Most advice treats this like any other white-label decision: sign an NDA, check the pricing, ask about their process, avoid a long lock-in. Fine advice, and incomplete: email carries a layer of risk design or dev work does not. I have spent four years running email programs on Klaviyo and Omnisend under other people’s brands, and the partners who fail rarely fail on the generic stuff. They fail on the email stuff nobody asks about. At the end I score my own service against the same eleven points. If you are still mapping out how white label email marketing works, start there, then come back to choose who runs it.

Why vetting an email partner is different from vetting any other white label partner

Vetting a white label email partner means evaluating a done-for-you service team that sends to your client’s list under your brand, not shopping for a rebrandable platform you resell. A generic checklist is not enough because email adds four risks design and dev work do not carry: deliverability and sender reputation, ESP fluency, subscriber-data handling, and send-approval discipline. Each one can damage your client relationship with your name on it.

First, disambiguate. Half of what ranks for “white label email” is reseller platforms you put your logo on and sell, a different purchase entirely. You are vetting a fulfillment partner, humans who write, build, and send the work.

The deeper point is that email mistakes are live and public. A blown deliverability setup drops a client’s campaigns into spam for weeks. A missed send-approval step puts the wrong subject line in 40,000 inboxes. None of that shows up on a checklist built for white-label email for web design agencies or any generic partnership. Keep the generic bones, then add four email-native dimensions and three tests standard advice skips.

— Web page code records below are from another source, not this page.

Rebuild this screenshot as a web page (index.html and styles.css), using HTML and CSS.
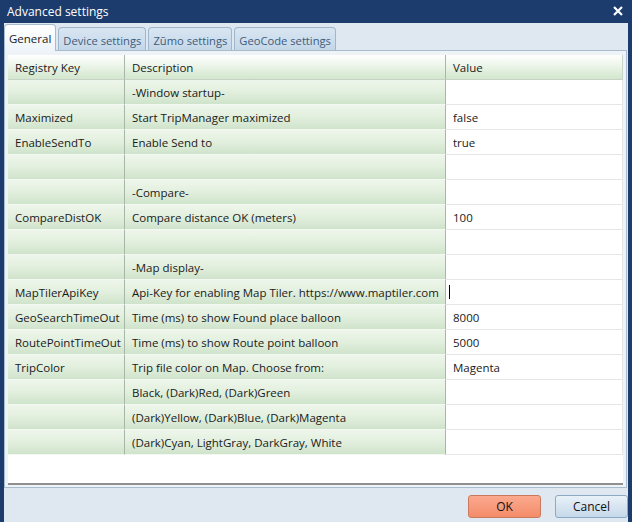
FILE: index.html
```html
<!DOCTYPE html>
<html>
<head>
<meta charset="utf-8">
<link rel="stylesheet" href="styles.css">
</head>
<body>
<div class="window">
  <div class="titlebar">
    <span class="title">Advanced settings</span>
    <svg class="close" width="10" height="10" viewBox="0 0 10 10"><path d="M1 1 L9 9 M9 1 L1 9" stroke="#fff" stroke-width="2.2"/></svg>
  </div>
  <div class="client">
    <div class="tabs">
      <div class="tab active">General</div>
      <div class="tab">Device settings</div>
      <div class="tab">Zũmo settings</div>
      <div class="tab">GeoCode settings</div>
    </div>
    <div class="panel">
      <div class="grid">
        <div class="hd">Registry Key</div><div class="hd">Description</div><div class="hd hv">Value</div>
        <div class="k"></div><div class="d">-Window startup-</div><div class="v"></div>
        <div class="k">Maximized</div><div class="d">Start TripManager maximized</div><div class="v">false</div>
        <div class="k">EnableSendTo</div><div class="d">Enable Send to</div><div class="v">true</div>
        <div class="k"></div><div class="d"></div><div class="v"></div>
        <div class="k"></div><div class="d">-Compare-</div><div class="v"></div>
        <div class="k">CompareDistOK</div><div class="d">Compare distance OK (meters)</div><div class="v">100</div>
        <div class="k"></div><div class="d"></div><div class="v"></div>
        <div class="k"></div><div class="d">-Map display-</div><div class="v"></div>
        <div class="k">MapTilerApiKey</div><div class="d">Api-Key for enabling Map Tiler. https://www.maptiler.com</div><div class="v"><span class="caret"></span></div>
        <div class="k">GeoSearchTimeOut</div><div class="d">Time (ms) to show Found place balloon</div><div class="v">8000</div>
        <div class="k">RoutePointTimeOut</div><div class="d">Time (ms) to show Route point balloon</div><div class="v">5000</div>
        <div class="k">TripColor</div><div class="d">Trip file color on Map. Choose from:</div><div class="v">Magenta</div>
        <div class="k"></div><div class="d">Black, (Dark)Red, (Dark)Green</div><div class="v"></div>
        <div class="k"></div><div class="d">(Dark)Yellow, (Dark)Blue, (Dark)Magenta</div><div class="v"></div>
        <div class="k"></div><div class="d">(Dark)Cyan, LightGray, DarkGray, White</div><div class="v"></div>
      </div>
    </div>
    <div class="buttons">
      <div class="btn ok">OK</div>
      <div class="btn cancel">Cancel</div>
    </div>
  </div>
</div>
</body>
</html>
```

FILE: styles.css
```css
* { box-sizing: border-box; }
html, body { margin: 0; padding: 0; }
body {
  width: 632px; height: 522px; overflow: hidden;
  font-family: "Open Sans", "Noto Sans", sans-serif;
  font-size: 11.5px; color: #1a1a1a;
}
.window {
  width: 632px; height: 522px;
  background: #1b3c6c;
  display: flex; flex-direction: column;
  padding: 0 4px 0 4px;
}
.titlebar {
  height: 23px; flex: none;
  display: flex; align-items: center; justify-content: space-between;
  padding: 0 5px 1px 3px;
  color: #fff; font-size: 12px;
}
.client {
  flex: 1; background: #dfe8f1;
  display: flex; flex-direction: column;
}
.tabs { display: flex; height: 27px; align-items: flex-end; gap: 2px; }
.tab {
  height: 23px; padding: 2px 4px 0 4px;
  border: 1px solid #9fb6cc; border-bottom: none;
  border-radius: 4px 4px 0 0;
  background: linear-gradient(#d9e6f2, #c5d7e8);
  color: #3d5c7c; display: flex; align-items: center;
  font-size: 11.2px;
}
.tab.active {
  height: 27px; background: linear-gradient(#ffffff, #eef4f9);
  color: #1a1a1a; padding: 0 4px 0 4px;
  border-color: #a9bccf; position: relative; z-index: 1; margin-bottom: -1px;
  font-size: 11.5px;
}
.panel {
  height: 438px; flex: none;
  margin-right: 1px;
  border: 1px solid #a9bccf; background: #eef3f8;
  padding: 4px 3px 2px 3px;
}
.grid {
  height: 100%;
  background: #fff;
  border-bottom: 2px solid #8f8f8f;
  display: grid;
  grid-template-columns: 117px 321px 177px;
  grid-auto-rows: 25px;
  align-content: start;
  padding-right: 1px;
}
.grid > div { display: flex; align-items: center; padding-left: 7px; white-space: nowrap; overflow: visible; }
.hd {
  background: linear-gradient(#ffffff 0%, #eef6eb 40%, #d2e6cd 100%);
  border-right: 1px solid #a9b6a9; border-bottom: 1px solid #c8d2c8;
}
.hd.hv { border-right: 1px solid #c9d4c9; }
.k, .d {
  background: linear-gradient(#eef6eb 0%, #e2efde 50%, #cfe3cb 100%);
  border-right: 1px solid #a7b7a7; border-bottom: 1px solid #f4f8f3;
}
.v { border-bottom: 1px solid #e6e6e6; border-right: 1px solid #e6e6e6; }
.caret { display: block; width: 1px; height: 14px; background: #000; margin-left: -4px; }
.buttons {
  flex: 1; display: flex; justify-content: flex-end; align-items: center;
  gap: 14px; padding: 2px 0 0 0;
}
.btn {
  width: 73px; height: 23px; border-radius: 3px;
  display: flex; align-items: center; justify-content: center;
  font-size: 12px; color: #111;
}
.ok { background: linear-gradient(#fba98f, #f48c6a); border: 1px solid #c97a5e; }
.cancel { background: linear-gradient(#e9f1f8, #c5d9ea); border: 1px solid #8ea9c3; }
```
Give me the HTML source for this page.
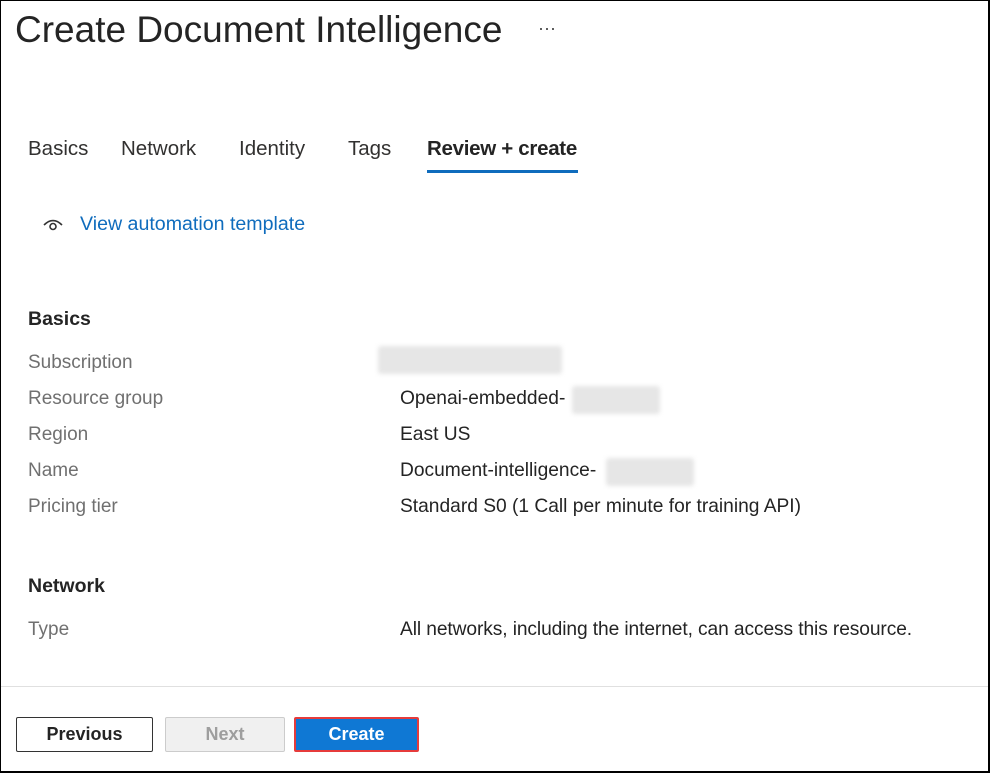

The 11-question vetting scorecard for a white label email marketing partner

Here is the runnable artifact: eleven questions to ask a white label email marketing partner, scored 0 to 2 each on a call. Zero is no real answer, one is vague, two is specific and backed by proof. Twenty-two is perfect. Below sixteen, keep looking.

Email craft comes first, because it is where generic vetting goes blind.

  1. Deliverability proof. Can you show how you set up SPF, DKIM, and DMARC, and warm a dedicated IP? A two names the records and walks through a warm-up schedule. A zero says “we follow best practices” and stops.
  2. ESP coverage. Which platforms do you run natively, and how deep? A two names two or three (Klaviyo, Omnisend, HubSpot) and knows the quirks of each. A zero claims forty and goes deep on none.
  3. Strategy versus production. Do you plan the calendar, flows, and segments, or only build what I hand you? This matters because a pure production shop needs you to bring the thinking, and if your agency cannot, the program drifts. A strong partner does both and tells you which they lead with.
  4. Design and copy. Who writes, who designs, and are they the same person? A two separates the roles or shows range in both. A zero is the everything-freelancer model that produced the wrong-logo story.

Operations is next, because a brilliant email sent late or unproofed is still a failure.

  1. Turnaround time. How many business days from brief to first draft, and from approval to send? A specific number is a two. “It depends” is a zero.
  2. QA and proofing. Walk me through your checklist before anything ships. A two covers link checks, rendering across clients, and a second set of eyes. “We proof everything” means nothing.
  3. Send-approval workflow. Does anything reach my client’s list without my explicit sign-off? The only acceptable answer is no, with a documented approval step. Anything else is the wrong-logo incident waiting to repeat.
  4. Reporting quality. What do I get after each send, and is it branded as mine? This matters because the report is what you forward to your client, so it has to look like your work and speak in revenue, not raw platform metrics. A two hands you a clean, branded report a client can read. A zero forwards a screenshot.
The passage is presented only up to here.